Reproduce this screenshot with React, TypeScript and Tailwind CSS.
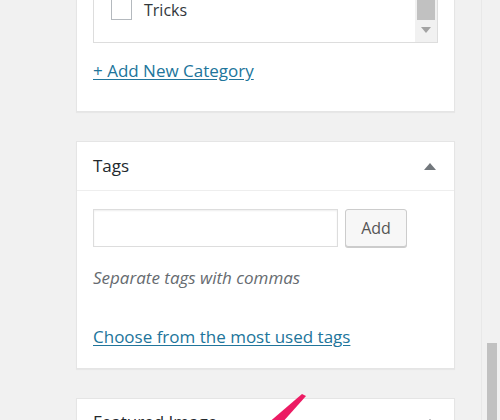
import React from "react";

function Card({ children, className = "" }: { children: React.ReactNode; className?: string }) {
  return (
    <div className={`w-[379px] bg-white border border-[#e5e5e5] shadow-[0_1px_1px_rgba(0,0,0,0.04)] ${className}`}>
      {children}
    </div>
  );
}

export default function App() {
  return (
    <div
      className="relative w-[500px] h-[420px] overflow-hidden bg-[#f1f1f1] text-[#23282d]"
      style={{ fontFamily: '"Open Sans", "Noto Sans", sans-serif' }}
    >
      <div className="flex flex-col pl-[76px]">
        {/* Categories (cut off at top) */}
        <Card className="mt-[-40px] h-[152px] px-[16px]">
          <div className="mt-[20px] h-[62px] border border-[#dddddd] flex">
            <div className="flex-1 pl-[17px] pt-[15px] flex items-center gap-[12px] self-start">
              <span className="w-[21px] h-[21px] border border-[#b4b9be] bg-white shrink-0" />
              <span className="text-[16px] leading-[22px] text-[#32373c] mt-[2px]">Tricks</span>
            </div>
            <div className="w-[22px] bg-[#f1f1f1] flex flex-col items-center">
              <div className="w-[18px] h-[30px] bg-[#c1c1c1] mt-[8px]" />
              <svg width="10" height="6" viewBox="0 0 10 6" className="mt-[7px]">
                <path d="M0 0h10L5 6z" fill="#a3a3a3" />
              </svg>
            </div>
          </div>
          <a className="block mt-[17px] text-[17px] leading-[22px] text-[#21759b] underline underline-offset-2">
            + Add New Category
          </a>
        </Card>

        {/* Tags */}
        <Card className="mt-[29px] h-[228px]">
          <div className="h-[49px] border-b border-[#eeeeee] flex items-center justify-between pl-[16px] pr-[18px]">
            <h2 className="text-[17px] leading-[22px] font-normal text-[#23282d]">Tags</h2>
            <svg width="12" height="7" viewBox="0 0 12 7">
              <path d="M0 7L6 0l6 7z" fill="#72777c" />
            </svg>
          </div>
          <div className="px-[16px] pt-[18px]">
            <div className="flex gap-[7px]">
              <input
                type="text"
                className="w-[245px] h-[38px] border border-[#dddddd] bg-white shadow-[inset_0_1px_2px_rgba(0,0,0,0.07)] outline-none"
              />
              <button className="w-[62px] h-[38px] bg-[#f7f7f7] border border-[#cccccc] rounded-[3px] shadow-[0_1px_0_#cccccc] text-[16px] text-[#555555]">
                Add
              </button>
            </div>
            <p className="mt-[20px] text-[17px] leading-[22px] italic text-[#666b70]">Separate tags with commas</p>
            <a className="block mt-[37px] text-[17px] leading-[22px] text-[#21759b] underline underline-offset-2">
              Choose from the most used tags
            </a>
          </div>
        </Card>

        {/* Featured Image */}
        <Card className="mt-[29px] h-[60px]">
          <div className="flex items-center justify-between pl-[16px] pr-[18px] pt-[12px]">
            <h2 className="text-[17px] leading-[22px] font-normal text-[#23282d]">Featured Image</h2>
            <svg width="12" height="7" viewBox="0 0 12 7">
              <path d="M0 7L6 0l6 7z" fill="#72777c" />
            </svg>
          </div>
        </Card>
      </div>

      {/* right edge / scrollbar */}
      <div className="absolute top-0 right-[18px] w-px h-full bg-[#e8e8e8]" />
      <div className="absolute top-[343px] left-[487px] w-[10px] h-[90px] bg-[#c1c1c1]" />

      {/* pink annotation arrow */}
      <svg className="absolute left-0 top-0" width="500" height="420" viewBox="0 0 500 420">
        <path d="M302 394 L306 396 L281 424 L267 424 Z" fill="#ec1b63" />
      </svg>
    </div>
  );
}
---*---
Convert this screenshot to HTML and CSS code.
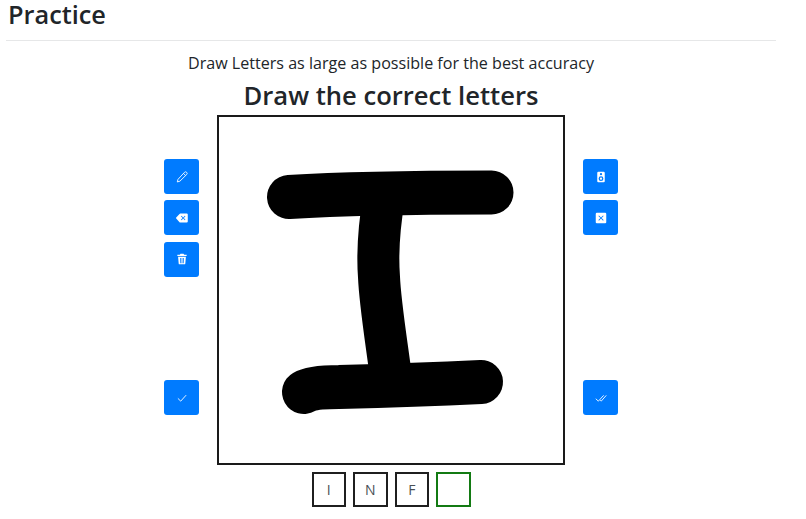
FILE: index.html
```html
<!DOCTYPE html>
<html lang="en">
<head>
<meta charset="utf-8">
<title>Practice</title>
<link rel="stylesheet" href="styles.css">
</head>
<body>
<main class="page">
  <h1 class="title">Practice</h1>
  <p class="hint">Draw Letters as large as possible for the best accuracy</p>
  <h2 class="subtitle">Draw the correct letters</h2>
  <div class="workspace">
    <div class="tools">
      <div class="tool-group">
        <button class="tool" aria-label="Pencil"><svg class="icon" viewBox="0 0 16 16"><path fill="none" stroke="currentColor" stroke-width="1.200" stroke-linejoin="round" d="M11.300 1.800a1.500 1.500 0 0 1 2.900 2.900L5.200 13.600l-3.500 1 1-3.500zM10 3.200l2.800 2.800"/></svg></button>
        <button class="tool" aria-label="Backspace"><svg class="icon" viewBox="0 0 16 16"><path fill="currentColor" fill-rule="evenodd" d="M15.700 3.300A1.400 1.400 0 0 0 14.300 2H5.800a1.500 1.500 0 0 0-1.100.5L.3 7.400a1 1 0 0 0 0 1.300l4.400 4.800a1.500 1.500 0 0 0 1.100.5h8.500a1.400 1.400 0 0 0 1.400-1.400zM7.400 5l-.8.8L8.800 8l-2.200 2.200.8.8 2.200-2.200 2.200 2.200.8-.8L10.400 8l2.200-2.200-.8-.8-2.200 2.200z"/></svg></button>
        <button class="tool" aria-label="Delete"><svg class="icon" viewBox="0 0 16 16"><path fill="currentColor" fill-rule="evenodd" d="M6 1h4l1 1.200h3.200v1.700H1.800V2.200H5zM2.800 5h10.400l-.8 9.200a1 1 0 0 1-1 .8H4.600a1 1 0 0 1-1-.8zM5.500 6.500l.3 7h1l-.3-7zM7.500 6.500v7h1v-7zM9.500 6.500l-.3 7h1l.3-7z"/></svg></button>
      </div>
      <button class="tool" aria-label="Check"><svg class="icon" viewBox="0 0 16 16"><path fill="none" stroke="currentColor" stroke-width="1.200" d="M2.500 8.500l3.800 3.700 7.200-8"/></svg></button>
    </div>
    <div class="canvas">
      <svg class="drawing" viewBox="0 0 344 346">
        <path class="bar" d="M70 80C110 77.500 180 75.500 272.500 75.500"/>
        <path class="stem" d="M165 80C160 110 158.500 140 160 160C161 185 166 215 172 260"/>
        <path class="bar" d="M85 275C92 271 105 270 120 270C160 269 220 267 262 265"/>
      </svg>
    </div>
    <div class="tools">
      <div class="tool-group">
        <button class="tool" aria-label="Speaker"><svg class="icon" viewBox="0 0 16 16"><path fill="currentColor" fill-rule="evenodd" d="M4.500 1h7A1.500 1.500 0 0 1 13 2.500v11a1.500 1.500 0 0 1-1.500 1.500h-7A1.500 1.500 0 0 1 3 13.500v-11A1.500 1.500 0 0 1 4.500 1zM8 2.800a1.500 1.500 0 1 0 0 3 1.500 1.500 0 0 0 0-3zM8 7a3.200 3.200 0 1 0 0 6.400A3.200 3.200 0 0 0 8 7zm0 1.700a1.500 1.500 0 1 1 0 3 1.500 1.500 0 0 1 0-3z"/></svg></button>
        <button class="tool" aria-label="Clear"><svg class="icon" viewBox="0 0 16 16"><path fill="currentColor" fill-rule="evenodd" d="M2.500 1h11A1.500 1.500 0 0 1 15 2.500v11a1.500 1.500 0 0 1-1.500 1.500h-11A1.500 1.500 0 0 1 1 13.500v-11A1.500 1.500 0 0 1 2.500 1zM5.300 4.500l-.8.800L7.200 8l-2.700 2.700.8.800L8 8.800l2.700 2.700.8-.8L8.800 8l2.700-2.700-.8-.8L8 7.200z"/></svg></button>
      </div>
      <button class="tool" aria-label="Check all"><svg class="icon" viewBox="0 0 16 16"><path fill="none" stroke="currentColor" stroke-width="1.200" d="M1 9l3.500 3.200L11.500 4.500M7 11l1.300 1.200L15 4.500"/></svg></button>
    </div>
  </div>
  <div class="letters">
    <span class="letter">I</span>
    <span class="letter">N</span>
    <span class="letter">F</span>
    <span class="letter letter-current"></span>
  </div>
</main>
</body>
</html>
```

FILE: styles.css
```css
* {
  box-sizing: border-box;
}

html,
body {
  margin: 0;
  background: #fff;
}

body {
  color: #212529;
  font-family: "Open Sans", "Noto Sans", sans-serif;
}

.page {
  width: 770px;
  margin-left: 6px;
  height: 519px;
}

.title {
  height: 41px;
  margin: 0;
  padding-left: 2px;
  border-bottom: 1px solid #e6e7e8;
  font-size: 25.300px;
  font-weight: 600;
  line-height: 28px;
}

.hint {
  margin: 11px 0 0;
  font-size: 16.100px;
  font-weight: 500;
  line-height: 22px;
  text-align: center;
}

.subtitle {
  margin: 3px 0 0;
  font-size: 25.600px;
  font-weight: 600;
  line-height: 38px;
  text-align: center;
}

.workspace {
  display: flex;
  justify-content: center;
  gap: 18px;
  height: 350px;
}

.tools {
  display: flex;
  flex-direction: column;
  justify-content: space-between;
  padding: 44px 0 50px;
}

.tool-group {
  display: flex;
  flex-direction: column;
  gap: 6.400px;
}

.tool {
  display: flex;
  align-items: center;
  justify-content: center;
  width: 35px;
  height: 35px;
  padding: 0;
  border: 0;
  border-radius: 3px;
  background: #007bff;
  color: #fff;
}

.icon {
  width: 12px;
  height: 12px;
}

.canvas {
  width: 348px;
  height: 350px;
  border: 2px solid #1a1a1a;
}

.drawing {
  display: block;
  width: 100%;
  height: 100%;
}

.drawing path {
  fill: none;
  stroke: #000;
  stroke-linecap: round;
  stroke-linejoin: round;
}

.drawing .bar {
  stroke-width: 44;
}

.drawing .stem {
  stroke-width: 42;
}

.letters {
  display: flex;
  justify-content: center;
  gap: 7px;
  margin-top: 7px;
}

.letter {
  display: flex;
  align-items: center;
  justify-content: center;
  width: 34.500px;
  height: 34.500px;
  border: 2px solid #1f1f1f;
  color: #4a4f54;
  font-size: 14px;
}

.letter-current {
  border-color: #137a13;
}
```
---*---
TASK TO COMPLETE - Give again, exactly as written, only the lines that start at the one with "Reproduce this screenshot" and end at the one with "import React from", both included. Skip any pictures.

SOLVED PROBLEM -
Reproduce this screenshot with React, TypeScript and Tailwind CSS.
import React from "react";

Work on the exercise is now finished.